# Recorded information
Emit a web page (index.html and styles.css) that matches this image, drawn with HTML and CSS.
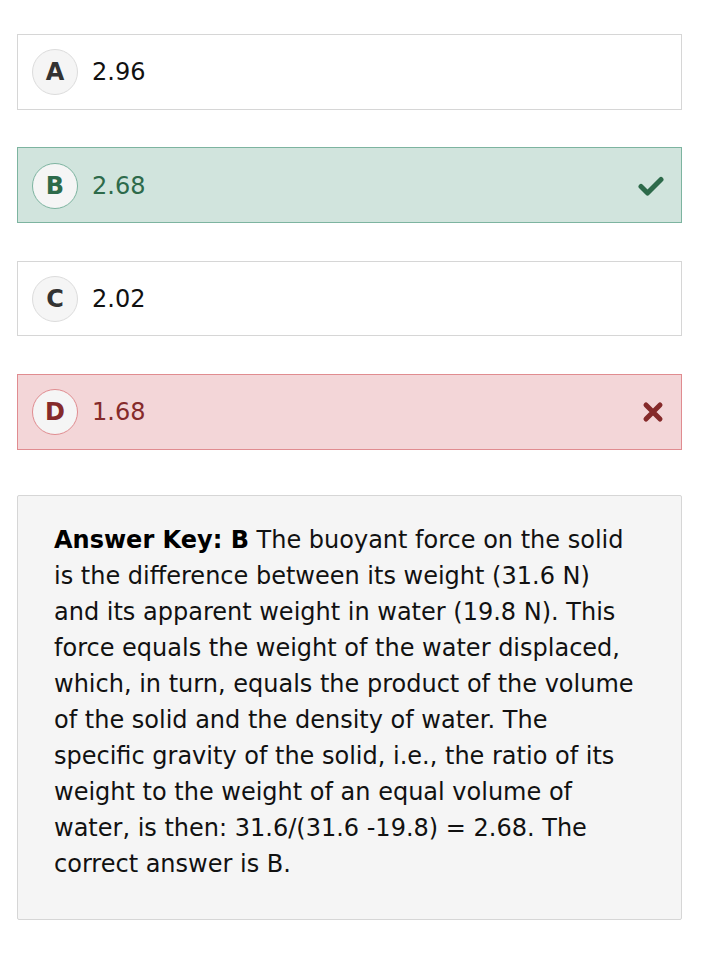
FILE: index.html
```html
<!DOCTYPE html>
<html>
<head>
<meta charset="utf-8">
<link rel="stylesheet" href="styles.css">
</head>
<body>
<div class="quiz">
  <div class="option">
    <span class="letter">A</span>
    <span class="value">2.96</span>
  </div>
  <div class="option correct">
    <span class="letter">B</span>
    <span class="value">2.68</span>
    <svg class="mark" width="26" height="20" viewBox="0 0 26 20"><path d="M3 10.5 L9.5 17 L23 3.5" fill="none" stroke="currentColor" stroke-width="5" stroke-linecap="round" stroke-linejoin="round"/></svg>
  </div>
  <div class="option">
    <span class="letter">C</span>
    <span class="value">2.02</span>
  </div>
  <div class="option wrong">
    <span class="letter">D</span>
    <span class="value">1.68</span>
    <svg class="mark" width="22" height="22" viewBox="0 0 22 22"><path d="M4 4 L18 18 M18 4 L4 18" fill="none" stroke="currentColor" stroke-width="5" stroke-linecap="round"/></svg>
  </div>
  <div class="explanation">
    <p><b>Answer Key: B</b> The buoyant force on the solid<br>is the difference between its weight (31.6 N)<br>and its apparent weight in water (19.8 N). This<br>force equals the weight of the water displaced,<br>which, in turn, equals the product of the volume<br>of the solid and the density of water. The<br>specific gravity of the solid, i.e., the ratio of its<br>weight to the weight of an equal volume of<br>water, is then: 31.6/(31.6 -19.8) = 2.68. The<br>correct answer is B.</p>
  </div>
</div>
</body>
</html>
```
FILE: styles.css
```css
html, body {
  margin: 0;
  padding: 0;
  background: #ffffff;
}
body {
  font-family: "DejaVu Sans", Verdana, sans-serif;
  color: #111;
}
.quiz {
  width: 665px;
  padding: 34px 0 0 17px;
  display: flex;
  flex-direction: column;
  gap: 37.8px;
}
.option {
  box-sizing: border-box;
  height: 75.6px;
  border: 1px solid #d6d6d6;
  background: #fff;
  display: flex;
  align-items: center;
  padding: 1px 17px 0 14px;
  gap: 14px;
}
.letter {
  box-sizing: border-box;
  width: 46px;
  height: 46px;
  border-radius: 50%;
  border: 1px solid #dcdcdc;
  background: #f5f5f5;
  display: flex;
  align-items: center;
  justify-content: center;
  font-weight: bold;
  font-size: 24px;
  color: #333;
}
.value {
  font-size: 24px;
  flex: 1;
}
.mark {
  display: block;
}
.correct {
  background: #d1e4dd;
  border-color: #7db4a0;
  color: #2d6a4a;
}
.correct .letter {
  border-color: #7db4a0;
  color: #2d6a4a;
}
.wrong {
  background: #f3d6d8;
  border-color: #e08c90;
  color: #852a2a;
}
.wrong .letter {
  border-color: #e08c90;
  color: #852a2a;
}
.explanation {
  box-sizing: border-box;
  margin-top: 7.4px;
  height: 425px;
  border: 1px solid #d6d6d6;
  border-radius: 2px;
  background: #f5f5f5;
  padding: 26px 10px 24px 36px;
}
.explanation p {
  margin: 0;
  font-size: 24px;
  line-height: 36px;
  color: #111;
}
.explanation b {
  color: #000;
}
```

# Work required
Using the data above, print every line exactly, omitting pictures.

# Answer to this problem
Emit a web page (index.html and styles.css) that matches this image, drawn with HTML and CSS.
FILE: index.html
```html
<!DOCTYPE html>
<html>
<head>
<meta charset="utf-8">
<link rel="stylesheet" href="styles.css">
</head>
<body>
<div class="quiz">
  <div class="option">
    <span class="letter">A</span>
    <span class="value">2.96</span>
  </div>
  <div class="option correct">
    <span class="letter">B</span>
    <span class="value">2.68</span>
    <svg class="mark" width="26" height="20" viewBox="0 0 26 20"><path d="M3 10.5 L9.5 17 L23 3.5" fill="none" stroke="currentColor" stroke-width="5" stroke-linecap="round" stroke-linejoin="round"/></svg>
  </div>
  <div class="option">
    <span class="letter">C</span>
    <span class="value">2.02</span>
  </div>
  <div class="option wrong">
    <span class="letter">D</span>
    <span class="value">1.68</span>
    <svg class="mark" width="22" height="22" viewBox="0 0 22 22"><path d="M4 4 L18 18 M18 4 L4 18" fill="none" stroke="currentColor" stroke-width="5" stroke-linecap="round"/></svg>
  </div>
  <div class="explanation">
    <p><b>Answer Key: B</b> The buoyant force on the solid<br>is the difference between its weight (31.6 N)<br>and its apparent weight in water (19.8 N). This<br>force equals the weight of the water displaced,<br>which, in turn, equals the product of the volume<br>of the solid and the density of water. The<br>specific gravity of the solid, i.e., the ratio of its<br>weight to the weight of an equal volume of<br>water, is then: 31.6/(31.6 -19.8) = 2.68. The<br>correct answer is B.</p>
  </div>
</div>
</body>
</html>
```
FILE: styles.css
```css
html, body {
  margin: 0;
  padding: 0;
  background: #ffffff;
}
body {
  font-family: "DejaVu Sans", Verdana, sans-serif;
  color: #111;
}
.quiz {
  width: 665px;
  padding: 34px 0 0 17px;
  display: flex;
  flex-direction: column;
  gap: 37.8px;
}
.option {
  box-sizing: border-box;
  height: 75.6px;
  border: 1px solid #d6d6d6;
  background: #fff;
  display: flex;
  align-items: center;
  padding: 1px 17px 0 14px;
  gap: 14px;
}
.letter {
  box-sizing: border-box;
  width: 46px;
  height: 46px;
  border-radius: 50%;
  border: 1px solid #dcdcdc;
  background: #f5f5f5;
  display: flex;
  align-items: center;
  justify-content: center;
  font-weight: bold;
  font-size: 24px;
  color: #333;
}
.value {
  font-size: 24px;
  flex: 1;
}
.mark {
  display: block;
}
.correct {
  background: #d1e4dd;
  border-color: #7db4a0;
  color: #2d6a4a;
}
.correct .letter {
  border-color: #7db4a0;
  color: #2d6a4a;
}
.wrong {
  background: #f3d6d8;
  border-color: #e08c90;
  color: #852a2a;
}
.wrong .letter {
  border-color: #e08c90;
  color: #852a2a;
}
.explanation {
  box-sizing: border-box;
  margin-top: 7.4px;
  height: 425px;
  border: 1px solid #d6d6d6;
  border-radius: 2px;
  background: #f5f5f5;
  padding: 26px 10px 24px 36px;
}
.explanation p {
  margin: 0;
  font-size: 24px;
  line-height: 36px;
  color: #111;
}
.explanation b {
  color: #000;
}
```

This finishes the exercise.